TASK TO COMPLETE — Starting at the first line of the listing below, repeat each line exactly until the line containing "MdMoreVert, MdClose, MdEdit", which you include. Leave out pictures.

DATA SEGMENT —
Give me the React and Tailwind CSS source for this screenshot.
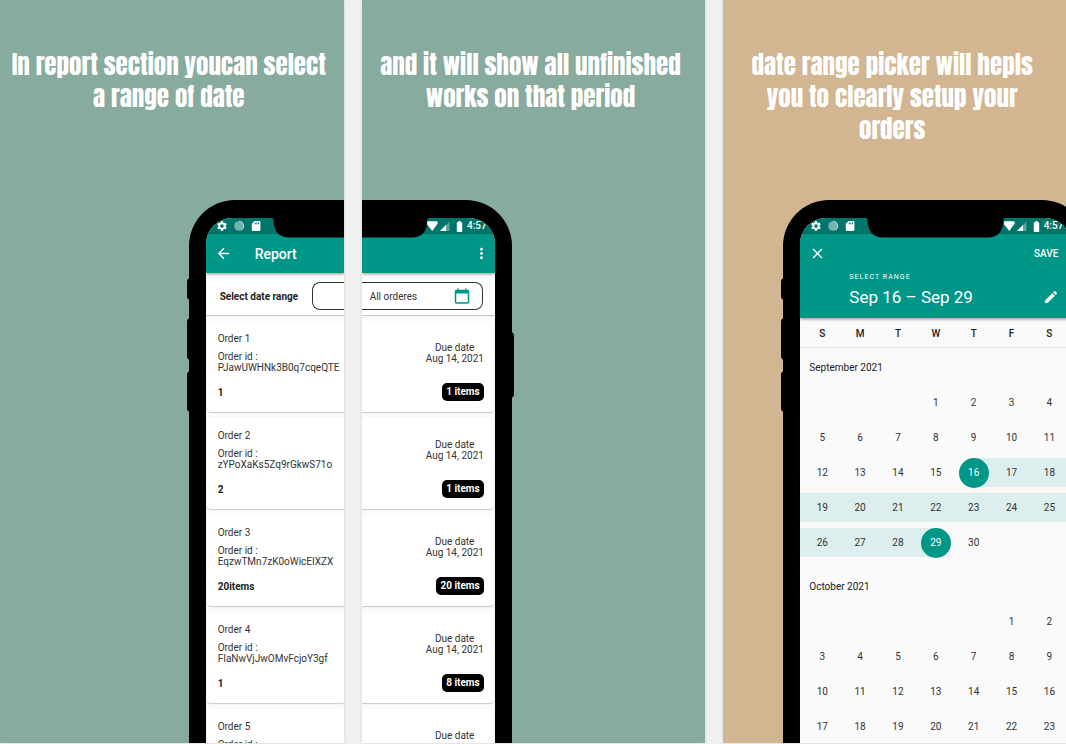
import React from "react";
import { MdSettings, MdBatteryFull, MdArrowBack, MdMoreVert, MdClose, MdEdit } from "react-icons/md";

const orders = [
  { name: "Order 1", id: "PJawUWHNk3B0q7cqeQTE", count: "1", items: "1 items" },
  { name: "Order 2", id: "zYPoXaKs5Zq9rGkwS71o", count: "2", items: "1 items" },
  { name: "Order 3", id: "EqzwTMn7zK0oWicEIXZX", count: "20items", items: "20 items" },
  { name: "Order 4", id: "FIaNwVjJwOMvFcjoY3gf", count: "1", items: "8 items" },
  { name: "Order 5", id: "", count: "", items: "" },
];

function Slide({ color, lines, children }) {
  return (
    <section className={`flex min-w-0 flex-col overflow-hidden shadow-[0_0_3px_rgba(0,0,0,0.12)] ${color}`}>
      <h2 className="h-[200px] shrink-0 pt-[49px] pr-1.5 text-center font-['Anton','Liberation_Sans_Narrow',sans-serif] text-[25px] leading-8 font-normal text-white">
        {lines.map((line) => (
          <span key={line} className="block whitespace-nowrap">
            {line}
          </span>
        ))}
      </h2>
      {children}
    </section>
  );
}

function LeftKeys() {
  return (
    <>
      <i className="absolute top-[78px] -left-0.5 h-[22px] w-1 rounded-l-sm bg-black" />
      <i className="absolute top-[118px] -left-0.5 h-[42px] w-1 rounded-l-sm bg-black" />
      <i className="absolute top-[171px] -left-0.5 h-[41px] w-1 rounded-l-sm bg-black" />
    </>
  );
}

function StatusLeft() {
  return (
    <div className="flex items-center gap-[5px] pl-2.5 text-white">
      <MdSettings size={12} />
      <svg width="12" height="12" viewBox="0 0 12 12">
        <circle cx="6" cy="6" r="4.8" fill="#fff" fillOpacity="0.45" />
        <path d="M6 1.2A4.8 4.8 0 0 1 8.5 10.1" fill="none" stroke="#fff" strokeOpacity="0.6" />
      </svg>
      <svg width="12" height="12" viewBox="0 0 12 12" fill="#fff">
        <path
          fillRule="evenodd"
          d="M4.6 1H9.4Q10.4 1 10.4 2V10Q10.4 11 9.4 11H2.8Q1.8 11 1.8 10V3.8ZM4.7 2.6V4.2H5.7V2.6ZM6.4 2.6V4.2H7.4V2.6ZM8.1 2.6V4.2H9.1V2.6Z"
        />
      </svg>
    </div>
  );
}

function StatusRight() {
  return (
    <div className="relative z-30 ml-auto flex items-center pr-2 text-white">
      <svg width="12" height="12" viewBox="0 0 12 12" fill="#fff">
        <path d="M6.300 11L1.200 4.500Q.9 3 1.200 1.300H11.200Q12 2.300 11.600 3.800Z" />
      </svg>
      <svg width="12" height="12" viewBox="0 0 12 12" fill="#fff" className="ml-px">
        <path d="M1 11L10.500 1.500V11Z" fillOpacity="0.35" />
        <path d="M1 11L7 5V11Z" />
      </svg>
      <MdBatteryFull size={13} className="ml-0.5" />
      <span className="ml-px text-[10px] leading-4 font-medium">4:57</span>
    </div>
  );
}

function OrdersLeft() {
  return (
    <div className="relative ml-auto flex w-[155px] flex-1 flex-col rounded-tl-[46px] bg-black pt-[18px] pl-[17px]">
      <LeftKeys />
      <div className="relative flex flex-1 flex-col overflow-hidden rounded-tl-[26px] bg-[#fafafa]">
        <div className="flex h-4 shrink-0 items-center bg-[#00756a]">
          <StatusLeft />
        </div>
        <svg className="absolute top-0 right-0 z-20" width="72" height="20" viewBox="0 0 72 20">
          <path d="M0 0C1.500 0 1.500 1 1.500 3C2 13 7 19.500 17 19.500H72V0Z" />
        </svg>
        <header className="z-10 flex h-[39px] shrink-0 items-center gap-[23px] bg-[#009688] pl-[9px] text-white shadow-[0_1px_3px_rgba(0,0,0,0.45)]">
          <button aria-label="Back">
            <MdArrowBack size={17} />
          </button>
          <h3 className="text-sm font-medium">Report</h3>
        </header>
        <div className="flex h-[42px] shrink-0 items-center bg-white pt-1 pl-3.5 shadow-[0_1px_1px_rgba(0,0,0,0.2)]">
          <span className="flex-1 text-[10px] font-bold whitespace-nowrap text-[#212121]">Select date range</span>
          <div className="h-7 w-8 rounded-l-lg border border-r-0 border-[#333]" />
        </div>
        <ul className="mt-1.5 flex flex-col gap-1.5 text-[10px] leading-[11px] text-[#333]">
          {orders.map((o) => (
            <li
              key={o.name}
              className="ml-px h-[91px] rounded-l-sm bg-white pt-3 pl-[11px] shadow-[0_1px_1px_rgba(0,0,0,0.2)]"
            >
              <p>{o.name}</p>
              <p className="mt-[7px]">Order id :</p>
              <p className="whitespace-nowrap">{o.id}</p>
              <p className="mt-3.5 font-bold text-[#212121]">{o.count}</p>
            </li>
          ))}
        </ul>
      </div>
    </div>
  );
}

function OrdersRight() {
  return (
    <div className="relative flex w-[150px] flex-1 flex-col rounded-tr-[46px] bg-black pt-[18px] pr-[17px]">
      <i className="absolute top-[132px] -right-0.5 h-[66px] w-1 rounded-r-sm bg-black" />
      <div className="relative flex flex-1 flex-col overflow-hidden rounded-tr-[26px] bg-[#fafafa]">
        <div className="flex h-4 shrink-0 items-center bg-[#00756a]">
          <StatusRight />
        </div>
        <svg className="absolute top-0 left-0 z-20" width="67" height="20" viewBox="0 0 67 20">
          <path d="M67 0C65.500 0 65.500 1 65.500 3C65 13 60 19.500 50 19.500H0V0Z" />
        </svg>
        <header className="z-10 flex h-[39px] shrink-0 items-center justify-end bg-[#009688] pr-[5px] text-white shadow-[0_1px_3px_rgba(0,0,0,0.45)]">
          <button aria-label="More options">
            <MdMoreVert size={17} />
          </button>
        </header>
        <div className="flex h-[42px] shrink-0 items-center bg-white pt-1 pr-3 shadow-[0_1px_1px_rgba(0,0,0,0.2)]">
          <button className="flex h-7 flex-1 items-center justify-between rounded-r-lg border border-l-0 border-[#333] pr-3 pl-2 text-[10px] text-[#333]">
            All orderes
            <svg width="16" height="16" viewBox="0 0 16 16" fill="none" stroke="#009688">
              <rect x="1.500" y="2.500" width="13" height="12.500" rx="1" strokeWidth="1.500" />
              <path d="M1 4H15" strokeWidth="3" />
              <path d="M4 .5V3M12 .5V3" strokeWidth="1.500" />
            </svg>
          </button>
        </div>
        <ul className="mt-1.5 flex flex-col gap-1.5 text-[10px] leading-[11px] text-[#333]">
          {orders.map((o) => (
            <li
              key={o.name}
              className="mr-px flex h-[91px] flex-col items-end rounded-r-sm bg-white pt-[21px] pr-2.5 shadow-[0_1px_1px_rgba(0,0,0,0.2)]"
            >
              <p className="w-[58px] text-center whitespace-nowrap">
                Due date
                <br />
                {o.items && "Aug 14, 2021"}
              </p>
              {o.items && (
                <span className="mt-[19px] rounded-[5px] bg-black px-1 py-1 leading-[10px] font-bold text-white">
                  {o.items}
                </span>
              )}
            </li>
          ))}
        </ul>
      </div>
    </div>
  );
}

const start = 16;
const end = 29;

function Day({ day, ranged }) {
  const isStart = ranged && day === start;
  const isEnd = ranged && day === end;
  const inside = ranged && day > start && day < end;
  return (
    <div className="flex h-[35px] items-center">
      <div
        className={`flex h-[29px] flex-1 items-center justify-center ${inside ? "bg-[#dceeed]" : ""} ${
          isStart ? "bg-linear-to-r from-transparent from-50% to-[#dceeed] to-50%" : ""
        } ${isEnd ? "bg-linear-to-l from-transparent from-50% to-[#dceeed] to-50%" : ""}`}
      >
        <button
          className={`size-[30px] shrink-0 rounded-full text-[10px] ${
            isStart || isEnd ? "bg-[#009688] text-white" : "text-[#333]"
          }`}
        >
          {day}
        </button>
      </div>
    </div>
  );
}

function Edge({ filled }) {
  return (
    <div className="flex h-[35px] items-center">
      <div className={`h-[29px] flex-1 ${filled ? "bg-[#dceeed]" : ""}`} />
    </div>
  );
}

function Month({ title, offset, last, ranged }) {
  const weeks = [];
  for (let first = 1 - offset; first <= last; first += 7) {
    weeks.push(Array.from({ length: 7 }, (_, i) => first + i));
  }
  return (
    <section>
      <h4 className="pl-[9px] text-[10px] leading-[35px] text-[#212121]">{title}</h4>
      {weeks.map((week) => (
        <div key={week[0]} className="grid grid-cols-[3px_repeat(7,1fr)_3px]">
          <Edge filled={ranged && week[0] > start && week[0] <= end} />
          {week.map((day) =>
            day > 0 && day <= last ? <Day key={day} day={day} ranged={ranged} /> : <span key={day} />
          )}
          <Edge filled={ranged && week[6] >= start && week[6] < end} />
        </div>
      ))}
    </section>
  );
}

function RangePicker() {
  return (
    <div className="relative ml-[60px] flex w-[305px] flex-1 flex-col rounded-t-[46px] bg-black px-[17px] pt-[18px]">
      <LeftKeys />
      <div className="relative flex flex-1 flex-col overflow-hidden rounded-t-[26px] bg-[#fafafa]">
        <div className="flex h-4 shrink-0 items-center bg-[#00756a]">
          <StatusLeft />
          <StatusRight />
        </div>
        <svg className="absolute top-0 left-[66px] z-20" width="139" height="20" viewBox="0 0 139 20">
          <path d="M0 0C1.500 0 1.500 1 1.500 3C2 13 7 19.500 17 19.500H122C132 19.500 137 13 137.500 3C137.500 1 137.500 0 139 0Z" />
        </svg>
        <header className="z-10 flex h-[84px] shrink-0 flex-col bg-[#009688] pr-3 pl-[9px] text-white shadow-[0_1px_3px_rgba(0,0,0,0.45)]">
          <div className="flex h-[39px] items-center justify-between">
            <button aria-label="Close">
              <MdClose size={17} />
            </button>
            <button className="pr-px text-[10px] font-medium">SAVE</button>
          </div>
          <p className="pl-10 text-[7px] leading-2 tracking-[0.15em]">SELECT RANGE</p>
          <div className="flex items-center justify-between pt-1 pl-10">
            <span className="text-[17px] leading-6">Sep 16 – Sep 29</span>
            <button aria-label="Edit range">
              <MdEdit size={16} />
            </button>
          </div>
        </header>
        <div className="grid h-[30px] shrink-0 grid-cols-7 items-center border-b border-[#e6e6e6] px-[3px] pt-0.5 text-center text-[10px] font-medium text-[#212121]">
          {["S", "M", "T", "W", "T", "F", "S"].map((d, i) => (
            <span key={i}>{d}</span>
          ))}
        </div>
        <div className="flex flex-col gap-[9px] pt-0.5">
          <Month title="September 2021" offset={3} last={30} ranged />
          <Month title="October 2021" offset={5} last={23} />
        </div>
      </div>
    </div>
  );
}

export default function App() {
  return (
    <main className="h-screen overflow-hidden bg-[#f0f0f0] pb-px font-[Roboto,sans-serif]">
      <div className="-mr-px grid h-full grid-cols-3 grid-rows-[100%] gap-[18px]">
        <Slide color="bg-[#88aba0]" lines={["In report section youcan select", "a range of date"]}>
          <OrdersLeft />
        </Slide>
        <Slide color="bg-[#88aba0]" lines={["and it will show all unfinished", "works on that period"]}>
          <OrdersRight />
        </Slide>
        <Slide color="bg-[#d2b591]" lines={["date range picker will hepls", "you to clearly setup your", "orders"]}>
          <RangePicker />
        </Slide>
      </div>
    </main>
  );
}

FINISHED ANSWER —
Give me the React and Tailwind CSS source for this screenshot.
import React from "react";
import { MdSettings, MdBatteryFull, MdArrowBack, MdMoreVert, MdClose, MdEdit } from "react-icons/md";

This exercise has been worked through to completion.